A new bunch of magical girls introduced means a whole new set of characters to get attached to (though not too much – this is Magical Girl Raising Project, after all). If you were to ask me to pick out my favourite magical girls from this new group of sixteen, I’d probably go with Pfle, Shadow Gale, Nonako Miyokata, @Meow-Meow, Detec Bell, Melville and Akane.
Pfle and Shadow Gale are always together – even in real life. Shadow Gale is effectively Pfle’s put-upon servant, and they have quite an interesting dynamic between them. Pfle is able to get to places faster than anyone else, thanks to her magical wheelchair. Shadow Gale, meanwhile, has the power to power up machines by modifying them. Maybe not the best power in an RPG with a fantasy-like setting, but she does get the opportunity to display her power at one point.
Nonako Miyokata has the ability to befriend any living animal – something she takes advantage of when they encounter monsters in the game. This ability is the reason I quite like her – she is able to bring a little extra help along thanks to it.
@Meow-Meow is a Chinese magical girl. Her ability to trap things inside talismans means that she can produce some huge attacks, and the other magical girls soon discover that they don’t want to get on the wrong side of her.
Detec Bell is effectively Sherlock Holmes as a magical girl. Her ability to talk to buildings is useful for solving cases, but not so much for the game. Still, even without it, she plays the role of detective pretty well.
Melville is Scottish – or that’s at least the phonetic accent the light novel is aiming for. The thought of a Scottish magical girl amuses me a fair bit, which is why I’m a fan of hers.
Akane is the most mysterious member of this group of sixteen magical girls. She clashes with the others at the beginning of the game, and she is keen to find ‘the musician’. Her ability is pretty good, too.
That’s just a handful of characters. The point of view generally jumps between Magical Daisy, Pechka, Nokko, Shadow Gale and Detec Bell. There may be others, but those are the ones that most time is spent with.
For the most part, these girls are all part of different groups after the game starts. Jumping between different perspectives makes it easy to see what each group is doing.
We also have a new mascot called Fal. I’m sure Fal looks similar to Fav, but they have different personalities. Fal doesn’t seem to be as bad as Fav was.
Since this is Magical Girl Raising Project, what should be a simple game soon turns deadly. Characters do just up and die without very little warning. I’ll admit to being caught off-guard with the first death.
Characters I thought may last the longest also meet their fates pretty quick. My expectations were played with here, and I’m glad for that.
As you may have guessed by now, this is only the first part of Magical Girl Raising Project: Restart. Sure enough, it ends on a cliffhanger – well, technically two. One from the main Restart plot, and the other one from the Master Side.

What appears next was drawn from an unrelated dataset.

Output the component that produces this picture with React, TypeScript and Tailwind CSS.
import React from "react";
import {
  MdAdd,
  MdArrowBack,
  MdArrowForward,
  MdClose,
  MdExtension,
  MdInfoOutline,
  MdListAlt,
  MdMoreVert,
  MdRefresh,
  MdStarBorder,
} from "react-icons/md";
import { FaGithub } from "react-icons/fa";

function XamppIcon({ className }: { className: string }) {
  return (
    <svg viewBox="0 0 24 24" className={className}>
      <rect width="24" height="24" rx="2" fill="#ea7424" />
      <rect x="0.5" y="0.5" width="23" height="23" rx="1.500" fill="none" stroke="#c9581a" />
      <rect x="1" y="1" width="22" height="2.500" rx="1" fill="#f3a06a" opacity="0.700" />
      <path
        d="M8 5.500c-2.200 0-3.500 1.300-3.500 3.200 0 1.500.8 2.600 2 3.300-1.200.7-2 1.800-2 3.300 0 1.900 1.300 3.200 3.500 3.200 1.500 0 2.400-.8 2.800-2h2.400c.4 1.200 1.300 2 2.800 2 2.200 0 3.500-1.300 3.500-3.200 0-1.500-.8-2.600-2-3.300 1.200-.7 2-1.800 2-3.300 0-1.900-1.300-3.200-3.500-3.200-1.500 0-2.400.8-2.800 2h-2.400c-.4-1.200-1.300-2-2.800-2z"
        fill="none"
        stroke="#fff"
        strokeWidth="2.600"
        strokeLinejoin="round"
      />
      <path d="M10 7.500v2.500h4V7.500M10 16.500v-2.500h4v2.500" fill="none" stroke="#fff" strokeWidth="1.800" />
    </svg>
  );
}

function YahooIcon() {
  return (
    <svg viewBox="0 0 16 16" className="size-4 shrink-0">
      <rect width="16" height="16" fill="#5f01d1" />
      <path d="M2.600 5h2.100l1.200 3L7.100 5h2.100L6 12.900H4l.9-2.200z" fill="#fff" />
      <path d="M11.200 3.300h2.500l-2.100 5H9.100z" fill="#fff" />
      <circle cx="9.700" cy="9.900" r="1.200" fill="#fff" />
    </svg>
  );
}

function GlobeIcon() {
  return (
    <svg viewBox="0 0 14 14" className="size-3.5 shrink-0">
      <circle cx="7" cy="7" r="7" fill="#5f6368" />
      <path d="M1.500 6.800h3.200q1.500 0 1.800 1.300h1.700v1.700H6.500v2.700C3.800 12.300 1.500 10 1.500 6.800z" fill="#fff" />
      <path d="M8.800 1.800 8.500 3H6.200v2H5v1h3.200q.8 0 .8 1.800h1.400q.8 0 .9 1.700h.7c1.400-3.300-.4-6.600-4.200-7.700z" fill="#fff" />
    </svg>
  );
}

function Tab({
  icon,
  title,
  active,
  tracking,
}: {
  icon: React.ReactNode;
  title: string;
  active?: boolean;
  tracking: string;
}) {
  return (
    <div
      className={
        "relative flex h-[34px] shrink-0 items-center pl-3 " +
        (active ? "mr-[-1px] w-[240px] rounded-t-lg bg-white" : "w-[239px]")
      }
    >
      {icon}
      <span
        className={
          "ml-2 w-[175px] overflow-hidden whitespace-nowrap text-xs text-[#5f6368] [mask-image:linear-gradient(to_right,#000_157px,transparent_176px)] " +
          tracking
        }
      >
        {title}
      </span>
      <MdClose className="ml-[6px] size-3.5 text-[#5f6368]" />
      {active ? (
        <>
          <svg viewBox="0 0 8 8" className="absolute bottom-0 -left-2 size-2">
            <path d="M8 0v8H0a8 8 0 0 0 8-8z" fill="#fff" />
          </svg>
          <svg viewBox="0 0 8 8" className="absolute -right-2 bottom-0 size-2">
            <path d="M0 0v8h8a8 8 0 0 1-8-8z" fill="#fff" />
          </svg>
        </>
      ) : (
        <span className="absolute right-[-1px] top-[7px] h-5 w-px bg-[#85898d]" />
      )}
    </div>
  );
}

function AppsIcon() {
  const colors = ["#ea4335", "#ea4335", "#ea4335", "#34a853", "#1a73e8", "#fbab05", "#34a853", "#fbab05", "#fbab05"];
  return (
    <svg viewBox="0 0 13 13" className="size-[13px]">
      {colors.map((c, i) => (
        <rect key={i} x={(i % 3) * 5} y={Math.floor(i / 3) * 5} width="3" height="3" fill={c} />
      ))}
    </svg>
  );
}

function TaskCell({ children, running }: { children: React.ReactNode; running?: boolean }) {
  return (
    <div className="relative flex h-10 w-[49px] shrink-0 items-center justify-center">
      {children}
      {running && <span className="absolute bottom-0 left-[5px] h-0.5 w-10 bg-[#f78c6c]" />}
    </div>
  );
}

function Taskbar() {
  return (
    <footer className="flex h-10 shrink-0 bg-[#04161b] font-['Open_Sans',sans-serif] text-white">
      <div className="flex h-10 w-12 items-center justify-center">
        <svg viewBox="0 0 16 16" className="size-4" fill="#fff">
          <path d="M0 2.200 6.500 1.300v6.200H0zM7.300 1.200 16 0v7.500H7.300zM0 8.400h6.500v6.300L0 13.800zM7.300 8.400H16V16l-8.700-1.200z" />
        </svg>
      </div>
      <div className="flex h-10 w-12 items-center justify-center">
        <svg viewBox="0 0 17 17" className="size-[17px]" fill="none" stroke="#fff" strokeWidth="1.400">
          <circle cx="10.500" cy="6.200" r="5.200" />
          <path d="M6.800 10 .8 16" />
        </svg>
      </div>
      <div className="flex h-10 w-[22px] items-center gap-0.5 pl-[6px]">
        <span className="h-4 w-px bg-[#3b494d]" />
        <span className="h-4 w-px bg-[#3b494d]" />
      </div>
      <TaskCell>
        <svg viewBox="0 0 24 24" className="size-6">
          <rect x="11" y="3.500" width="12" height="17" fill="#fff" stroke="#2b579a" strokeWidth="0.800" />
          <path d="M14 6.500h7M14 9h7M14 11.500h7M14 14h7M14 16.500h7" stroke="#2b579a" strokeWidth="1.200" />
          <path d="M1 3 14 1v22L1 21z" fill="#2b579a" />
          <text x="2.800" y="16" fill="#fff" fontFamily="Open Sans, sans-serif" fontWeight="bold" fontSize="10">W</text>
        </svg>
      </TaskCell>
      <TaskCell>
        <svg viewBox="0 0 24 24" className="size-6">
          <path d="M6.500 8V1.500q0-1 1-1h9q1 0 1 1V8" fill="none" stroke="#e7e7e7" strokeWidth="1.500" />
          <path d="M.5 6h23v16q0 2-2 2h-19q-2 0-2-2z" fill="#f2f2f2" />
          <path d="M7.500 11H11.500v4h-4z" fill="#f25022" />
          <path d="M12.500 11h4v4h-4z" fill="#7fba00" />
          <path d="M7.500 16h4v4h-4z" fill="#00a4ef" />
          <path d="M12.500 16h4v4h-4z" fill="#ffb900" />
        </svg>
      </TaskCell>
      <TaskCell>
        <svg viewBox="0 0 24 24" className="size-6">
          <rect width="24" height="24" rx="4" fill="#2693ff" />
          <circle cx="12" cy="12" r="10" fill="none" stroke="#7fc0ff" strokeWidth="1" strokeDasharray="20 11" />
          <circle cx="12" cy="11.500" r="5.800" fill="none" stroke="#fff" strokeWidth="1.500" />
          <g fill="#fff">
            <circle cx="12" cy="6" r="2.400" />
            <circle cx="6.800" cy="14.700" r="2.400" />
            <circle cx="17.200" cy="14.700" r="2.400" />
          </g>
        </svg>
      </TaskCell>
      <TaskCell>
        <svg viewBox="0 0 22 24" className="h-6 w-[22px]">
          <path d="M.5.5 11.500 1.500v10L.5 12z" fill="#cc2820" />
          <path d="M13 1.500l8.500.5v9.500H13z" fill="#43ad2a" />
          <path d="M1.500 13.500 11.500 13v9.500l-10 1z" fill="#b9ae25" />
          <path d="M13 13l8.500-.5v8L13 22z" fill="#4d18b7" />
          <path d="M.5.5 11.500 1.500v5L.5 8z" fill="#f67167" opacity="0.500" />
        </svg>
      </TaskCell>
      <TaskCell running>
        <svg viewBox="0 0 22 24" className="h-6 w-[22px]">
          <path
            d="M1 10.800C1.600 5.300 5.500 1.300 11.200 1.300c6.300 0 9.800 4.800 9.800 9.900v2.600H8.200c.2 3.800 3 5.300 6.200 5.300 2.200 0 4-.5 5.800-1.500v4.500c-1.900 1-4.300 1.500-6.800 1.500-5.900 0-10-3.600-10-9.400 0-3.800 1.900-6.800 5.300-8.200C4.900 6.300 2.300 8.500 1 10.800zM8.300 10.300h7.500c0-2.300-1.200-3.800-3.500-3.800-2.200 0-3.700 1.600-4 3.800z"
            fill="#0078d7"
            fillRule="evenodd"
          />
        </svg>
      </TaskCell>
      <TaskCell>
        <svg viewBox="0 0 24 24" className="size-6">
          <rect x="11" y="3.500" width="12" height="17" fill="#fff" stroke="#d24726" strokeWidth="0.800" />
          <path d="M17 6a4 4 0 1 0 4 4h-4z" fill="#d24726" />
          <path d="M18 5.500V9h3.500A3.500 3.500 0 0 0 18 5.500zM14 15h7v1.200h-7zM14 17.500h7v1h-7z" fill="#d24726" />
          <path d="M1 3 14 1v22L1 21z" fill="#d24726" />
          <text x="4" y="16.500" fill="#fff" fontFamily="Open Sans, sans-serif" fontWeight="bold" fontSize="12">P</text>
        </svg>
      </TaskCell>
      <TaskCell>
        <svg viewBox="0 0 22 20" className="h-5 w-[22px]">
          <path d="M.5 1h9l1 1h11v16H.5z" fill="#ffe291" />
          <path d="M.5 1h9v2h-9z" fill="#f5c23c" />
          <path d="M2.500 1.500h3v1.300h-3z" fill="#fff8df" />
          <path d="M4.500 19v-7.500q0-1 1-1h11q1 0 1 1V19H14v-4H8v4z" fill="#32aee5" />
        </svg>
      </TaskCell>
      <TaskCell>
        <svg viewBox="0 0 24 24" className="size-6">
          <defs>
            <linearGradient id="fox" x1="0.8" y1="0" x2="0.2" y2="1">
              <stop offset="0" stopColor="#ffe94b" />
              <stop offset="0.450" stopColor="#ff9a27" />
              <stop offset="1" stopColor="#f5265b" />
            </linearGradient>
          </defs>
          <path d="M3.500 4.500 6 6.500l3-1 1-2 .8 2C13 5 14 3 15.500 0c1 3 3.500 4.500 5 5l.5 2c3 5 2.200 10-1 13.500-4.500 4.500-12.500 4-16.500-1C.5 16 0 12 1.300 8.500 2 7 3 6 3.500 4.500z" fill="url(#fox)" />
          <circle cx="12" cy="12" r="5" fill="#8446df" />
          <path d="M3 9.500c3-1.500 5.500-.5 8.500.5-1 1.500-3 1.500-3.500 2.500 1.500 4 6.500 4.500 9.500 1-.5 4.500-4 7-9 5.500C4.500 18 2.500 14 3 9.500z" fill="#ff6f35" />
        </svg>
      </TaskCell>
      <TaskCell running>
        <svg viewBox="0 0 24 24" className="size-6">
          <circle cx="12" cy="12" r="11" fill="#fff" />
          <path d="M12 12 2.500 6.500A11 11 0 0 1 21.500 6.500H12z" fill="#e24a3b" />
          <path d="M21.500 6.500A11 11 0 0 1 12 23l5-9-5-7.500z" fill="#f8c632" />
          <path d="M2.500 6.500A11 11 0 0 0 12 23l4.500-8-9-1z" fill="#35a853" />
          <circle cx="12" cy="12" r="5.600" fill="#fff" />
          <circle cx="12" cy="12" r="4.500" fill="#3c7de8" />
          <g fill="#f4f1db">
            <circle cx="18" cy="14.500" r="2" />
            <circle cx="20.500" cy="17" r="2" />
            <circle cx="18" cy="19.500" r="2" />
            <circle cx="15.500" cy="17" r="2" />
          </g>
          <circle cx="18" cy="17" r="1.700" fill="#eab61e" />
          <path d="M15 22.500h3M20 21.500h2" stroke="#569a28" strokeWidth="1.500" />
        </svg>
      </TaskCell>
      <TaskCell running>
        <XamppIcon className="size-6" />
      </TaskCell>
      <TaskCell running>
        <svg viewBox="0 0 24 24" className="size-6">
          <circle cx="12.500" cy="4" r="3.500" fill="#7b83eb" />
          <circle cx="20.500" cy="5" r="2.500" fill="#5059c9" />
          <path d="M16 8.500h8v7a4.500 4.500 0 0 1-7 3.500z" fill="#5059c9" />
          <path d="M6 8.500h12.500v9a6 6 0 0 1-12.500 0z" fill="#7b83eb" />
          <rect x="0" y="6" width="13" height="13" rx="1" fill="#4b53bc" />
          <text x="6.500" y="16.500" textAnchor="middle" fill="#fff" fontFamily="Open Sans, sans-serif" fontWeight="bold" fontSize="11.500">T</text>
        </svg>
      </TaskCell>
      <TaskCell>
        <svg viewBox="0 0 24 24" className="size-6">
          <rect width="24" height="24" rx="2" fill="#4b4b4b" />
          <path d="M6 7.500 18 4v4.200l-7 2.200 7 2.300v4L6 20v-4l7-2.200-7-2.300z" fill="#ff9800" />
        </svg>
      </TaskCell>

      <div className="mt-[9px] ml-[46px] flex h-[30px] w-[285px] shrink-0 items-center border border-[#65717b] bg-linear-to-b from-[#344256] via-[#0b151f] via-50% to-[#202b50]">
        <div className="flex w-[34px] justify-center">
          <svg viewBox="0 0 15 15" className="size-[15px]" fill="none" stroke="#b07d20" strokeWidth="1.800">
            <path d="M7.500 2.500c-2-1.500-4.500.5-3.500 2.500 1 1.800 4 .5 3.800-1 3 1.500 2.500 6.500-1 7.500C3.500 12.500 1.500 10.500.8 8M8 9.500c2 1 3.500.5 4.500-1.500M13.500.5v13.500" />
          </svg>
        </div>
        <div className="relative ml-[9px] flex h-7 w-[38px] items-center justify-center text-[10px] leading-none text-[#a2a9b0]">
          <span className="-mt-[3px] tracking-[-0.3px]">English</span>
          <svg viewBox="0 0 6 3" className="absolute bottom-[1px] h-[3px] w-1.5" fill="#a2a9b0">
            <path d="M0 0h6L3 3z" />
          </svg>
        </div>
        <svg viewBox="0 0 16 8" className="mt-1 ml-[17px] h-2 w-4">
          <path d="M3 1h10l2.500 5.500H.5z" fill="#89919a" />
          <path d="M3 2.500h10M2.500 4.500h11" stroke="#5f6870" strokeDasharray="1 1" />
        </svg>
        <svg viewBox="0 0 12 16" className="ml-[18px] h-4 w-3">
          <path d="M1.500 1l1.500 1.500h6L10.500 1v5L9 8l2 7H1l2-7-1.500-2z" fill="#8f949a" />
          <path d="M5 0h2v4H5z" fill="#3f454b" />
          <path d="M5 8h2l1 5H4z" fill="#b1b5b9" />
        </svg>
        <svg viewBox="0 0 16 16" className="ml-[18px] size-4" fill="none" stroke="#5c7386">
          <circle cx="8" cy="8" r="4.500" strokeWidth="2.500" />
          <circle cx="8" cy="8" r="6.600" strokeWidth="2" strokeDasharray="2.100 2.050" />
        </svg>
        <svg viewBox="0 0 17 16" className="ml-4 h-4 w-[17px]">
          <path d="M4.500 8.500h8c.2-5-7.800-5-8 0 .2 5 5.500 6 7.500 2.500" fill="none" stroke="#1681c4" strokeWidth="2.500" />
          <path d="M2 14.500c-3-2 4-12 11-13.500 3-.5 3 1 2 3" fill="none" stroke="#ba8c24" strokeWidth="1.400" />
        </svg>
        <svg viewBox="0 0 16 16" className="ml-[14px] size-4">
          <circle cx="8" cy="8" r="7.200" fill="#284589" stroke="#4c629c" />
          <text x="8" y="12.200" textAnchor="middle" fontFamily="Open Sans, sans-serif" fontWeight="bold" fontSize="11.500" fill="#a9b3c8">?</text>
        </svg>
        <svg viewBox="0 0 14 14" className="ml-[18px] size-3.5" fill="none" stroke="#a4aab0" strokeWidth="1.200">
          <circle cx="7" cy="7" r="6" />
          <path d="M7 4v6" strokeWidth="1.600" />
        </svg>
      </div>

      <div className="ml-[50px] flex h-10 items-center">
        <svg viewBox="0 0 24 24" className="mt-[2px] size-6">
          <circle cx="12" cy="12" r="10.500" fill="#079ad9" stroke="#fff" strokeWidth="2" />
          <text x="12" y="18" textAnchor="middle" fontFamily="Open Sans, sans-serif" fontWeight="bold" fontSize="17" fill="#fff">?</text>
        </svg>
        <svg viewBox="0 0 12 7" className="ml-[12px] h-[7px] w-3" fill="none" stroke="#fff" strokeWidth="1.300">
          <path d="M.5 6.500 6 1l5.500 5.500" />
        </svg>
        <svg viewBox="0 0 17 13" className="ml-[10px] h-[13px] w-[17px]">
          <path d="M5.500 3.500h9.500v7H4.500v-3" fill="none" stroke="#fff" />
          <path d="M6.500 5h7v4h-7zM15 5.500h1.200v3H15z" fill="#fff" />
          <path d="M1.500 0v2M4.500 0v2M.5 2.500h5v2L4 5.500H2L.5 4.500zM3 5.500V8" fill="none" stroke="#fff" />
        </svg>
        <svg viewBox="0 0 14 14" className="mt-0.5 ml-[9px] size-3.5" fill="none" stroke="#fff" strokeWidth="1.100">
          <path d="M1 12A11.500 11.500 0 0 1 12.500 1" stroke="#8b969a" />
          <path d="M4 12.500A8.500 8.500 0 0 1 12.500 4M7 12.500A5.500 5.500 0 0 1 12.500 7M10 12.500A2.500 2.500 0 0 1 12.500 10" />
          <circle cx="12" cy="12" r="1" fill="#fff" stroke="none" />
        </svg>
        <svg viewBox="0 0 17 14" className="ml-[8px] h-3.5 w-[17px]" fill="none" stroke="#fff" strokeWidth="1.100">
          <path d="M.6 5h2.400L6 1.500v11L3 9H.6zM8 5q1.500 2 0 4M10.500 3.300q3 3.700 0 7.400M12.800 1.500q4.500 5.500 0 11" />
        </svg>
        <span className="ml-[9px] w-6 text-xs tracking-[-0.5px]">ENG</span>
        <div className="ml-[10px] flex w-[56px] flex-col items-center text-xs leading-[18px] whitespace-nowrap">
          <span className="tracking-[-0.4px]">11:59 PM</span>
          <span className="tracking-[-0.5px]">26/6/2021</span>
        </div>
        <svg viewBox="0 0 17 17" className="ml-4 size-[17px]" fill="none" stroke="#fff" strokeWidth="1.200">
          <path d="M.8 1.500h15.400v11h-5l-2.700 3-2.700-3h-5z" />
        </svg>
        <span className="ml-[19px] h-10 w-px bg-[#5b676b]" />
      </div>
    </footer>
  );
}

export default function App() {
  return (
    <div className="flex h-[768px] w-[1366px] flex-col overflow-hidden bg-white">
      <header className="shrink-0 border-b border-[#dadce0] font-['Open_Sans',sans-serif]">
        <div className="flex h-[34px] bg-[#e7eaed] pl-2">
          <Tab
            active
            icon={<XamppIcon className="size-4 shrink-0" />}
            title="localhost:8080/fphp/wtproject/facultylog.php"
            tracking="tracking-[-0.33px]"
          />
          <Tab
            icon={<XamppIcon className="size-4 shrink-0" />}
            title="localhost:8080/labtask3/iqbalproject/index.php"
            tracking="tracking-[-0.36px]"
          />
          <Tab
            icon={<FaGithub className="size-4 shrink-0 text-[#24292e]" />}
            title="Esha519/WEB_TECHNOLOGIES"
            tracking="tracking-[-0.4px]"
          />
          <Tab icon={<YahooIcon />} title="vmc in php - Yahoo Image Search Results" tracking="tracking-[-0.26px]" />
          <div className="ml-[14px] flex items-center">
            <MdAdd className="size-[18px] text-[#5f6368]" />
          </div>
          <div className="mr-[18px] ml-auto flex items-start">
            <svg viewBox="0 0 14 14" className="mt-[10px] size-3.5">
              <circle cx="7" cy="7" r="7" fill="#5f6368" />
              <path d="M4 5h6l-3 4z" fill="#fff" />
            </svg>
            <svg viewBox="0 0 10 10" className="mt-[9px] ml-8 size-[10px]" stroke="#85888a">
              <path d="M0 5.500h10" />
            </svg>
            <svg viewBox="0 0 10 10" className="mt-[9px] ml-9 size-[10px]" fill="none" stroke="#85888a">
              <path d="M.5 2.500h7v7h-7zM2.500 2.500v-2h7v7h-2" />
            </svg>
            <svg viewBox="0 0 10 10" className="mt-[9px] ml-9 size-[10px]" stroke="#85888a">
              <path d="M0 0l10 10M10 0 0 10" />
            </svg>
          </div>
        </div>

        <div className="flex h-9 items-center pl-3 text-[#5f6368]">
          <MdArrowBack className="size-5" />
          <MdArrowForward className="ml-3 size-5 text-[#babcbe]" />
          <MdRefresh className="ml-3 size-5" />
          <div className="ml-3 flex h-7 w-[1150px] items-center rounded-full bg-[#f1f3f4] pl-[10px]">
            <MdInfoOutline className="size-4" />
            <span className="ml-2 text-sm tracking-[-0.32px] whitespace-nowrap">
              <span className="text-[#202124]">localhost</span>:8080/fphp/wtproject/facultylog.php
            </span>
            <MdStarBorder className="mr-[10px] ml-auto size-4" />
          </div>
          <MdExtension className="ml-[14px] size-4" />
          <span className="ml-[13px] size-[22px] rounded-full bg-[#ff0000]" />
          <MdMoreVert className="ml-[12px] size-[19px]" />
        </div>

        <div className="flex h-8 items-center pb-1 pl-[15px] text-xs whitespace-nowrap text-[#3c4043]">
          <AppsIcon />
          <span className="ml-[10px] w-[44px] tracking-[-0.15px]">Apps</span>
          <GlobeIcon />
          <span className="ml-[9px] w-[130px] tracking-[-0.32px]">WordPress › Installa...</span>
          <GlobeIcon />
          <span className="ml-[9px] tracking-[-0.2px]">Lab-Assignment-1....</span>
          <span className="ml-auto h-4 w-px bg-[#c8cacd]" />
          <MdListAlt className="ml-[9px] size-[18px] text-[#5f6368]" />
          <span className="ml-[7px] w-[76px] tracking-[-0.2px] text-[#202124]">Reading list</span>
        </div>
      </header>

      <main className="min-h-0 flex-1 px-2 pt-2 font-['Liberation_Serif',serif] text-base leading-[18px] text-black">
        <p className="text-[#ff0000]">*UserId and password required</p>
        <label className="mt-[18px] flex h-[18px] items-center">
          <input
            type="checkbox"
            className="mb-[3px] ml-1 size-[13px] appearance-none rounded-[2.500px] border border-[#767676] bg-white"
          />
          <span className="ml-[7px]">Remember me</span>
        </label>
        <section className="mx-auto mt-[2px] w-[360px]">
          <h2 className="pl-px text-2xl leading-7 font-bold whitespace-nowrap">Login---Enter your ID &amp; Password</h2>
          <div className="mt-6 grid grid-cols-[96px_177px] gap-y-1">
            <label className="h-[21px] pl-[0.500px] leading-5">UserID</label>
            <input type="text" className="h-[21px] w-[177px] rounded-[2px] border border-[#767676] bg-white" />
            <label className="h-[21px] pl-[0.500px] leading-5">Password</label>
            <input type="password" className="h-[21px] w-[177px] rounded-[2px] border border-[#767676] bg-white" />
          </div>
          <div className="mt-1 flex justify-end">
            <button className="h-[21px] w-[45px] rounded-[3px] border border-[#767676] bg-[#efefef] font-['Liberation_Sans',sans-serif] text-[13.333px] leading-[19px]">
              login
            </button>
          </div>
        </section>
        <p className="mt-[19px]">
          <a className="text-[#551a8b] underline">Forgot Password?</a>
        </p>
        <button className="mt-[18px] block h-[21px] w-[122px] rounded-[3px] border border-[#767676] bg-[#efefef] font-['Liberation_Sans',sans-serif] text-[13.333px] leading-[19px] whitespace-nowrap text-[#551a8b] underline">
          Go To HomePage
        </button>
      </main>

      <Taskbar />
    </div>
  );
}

Of course, I am very keen to find out what happens, though I’ll have to wait until March for the release of Magical Girl Raising Project: Restart II.
For the most part, though, Magical Girl Raising Project: Restart I is an enjoyable read. If you enjoyed the first light novel (or its anime adaptation), then it is pretty easy to recommend this as well.
Some of the stuff in the real world didn’t interest me much – I have absolutely no interest in Pechka’s crush on some boy. Perhaps that real world stuff will tie in with events in part 2 – I won’t know until I read it.
The point where the plot ends is also frustrating – everything is in place for a climactic battle, but the story ends just as the action kicks off. Still, that should make the beginning of Restart II rather interesting.
As things stand, there is yet to be a main antagonist introduced. Magical Girl Raising Project‘s first light novel nailed its main antagonist – she was a great character who many came to despise due to her ruthless efficiency.
There are hints of a main antagonist in Restart I, but their role is mostly just observing. As to how much of a threat they actually are… well, it isn’t entirely clear just yet.
Of course, it is also worth mentioning that there are a few pieces of artwork scattered throughout the book – this is a light novel after all. Once again, illustrations are by Marui-no, and they are certainly pleasant to look at. It does feel like there are less in the later parts of the plot, but there is still another volume of Restart to get through.
If you enjoyed the first Magical Girl Raising Project, than this is something that I can easily recommend. You could probably dive in without any knowledge of the first light novel, though having read certainly does enhance the experience.
I’ll hold off on comparing this to the first light novel for now, as we only have half a story. But once I’ve got a hold of Restart II, I’ll certainly be letting you know which I prefer.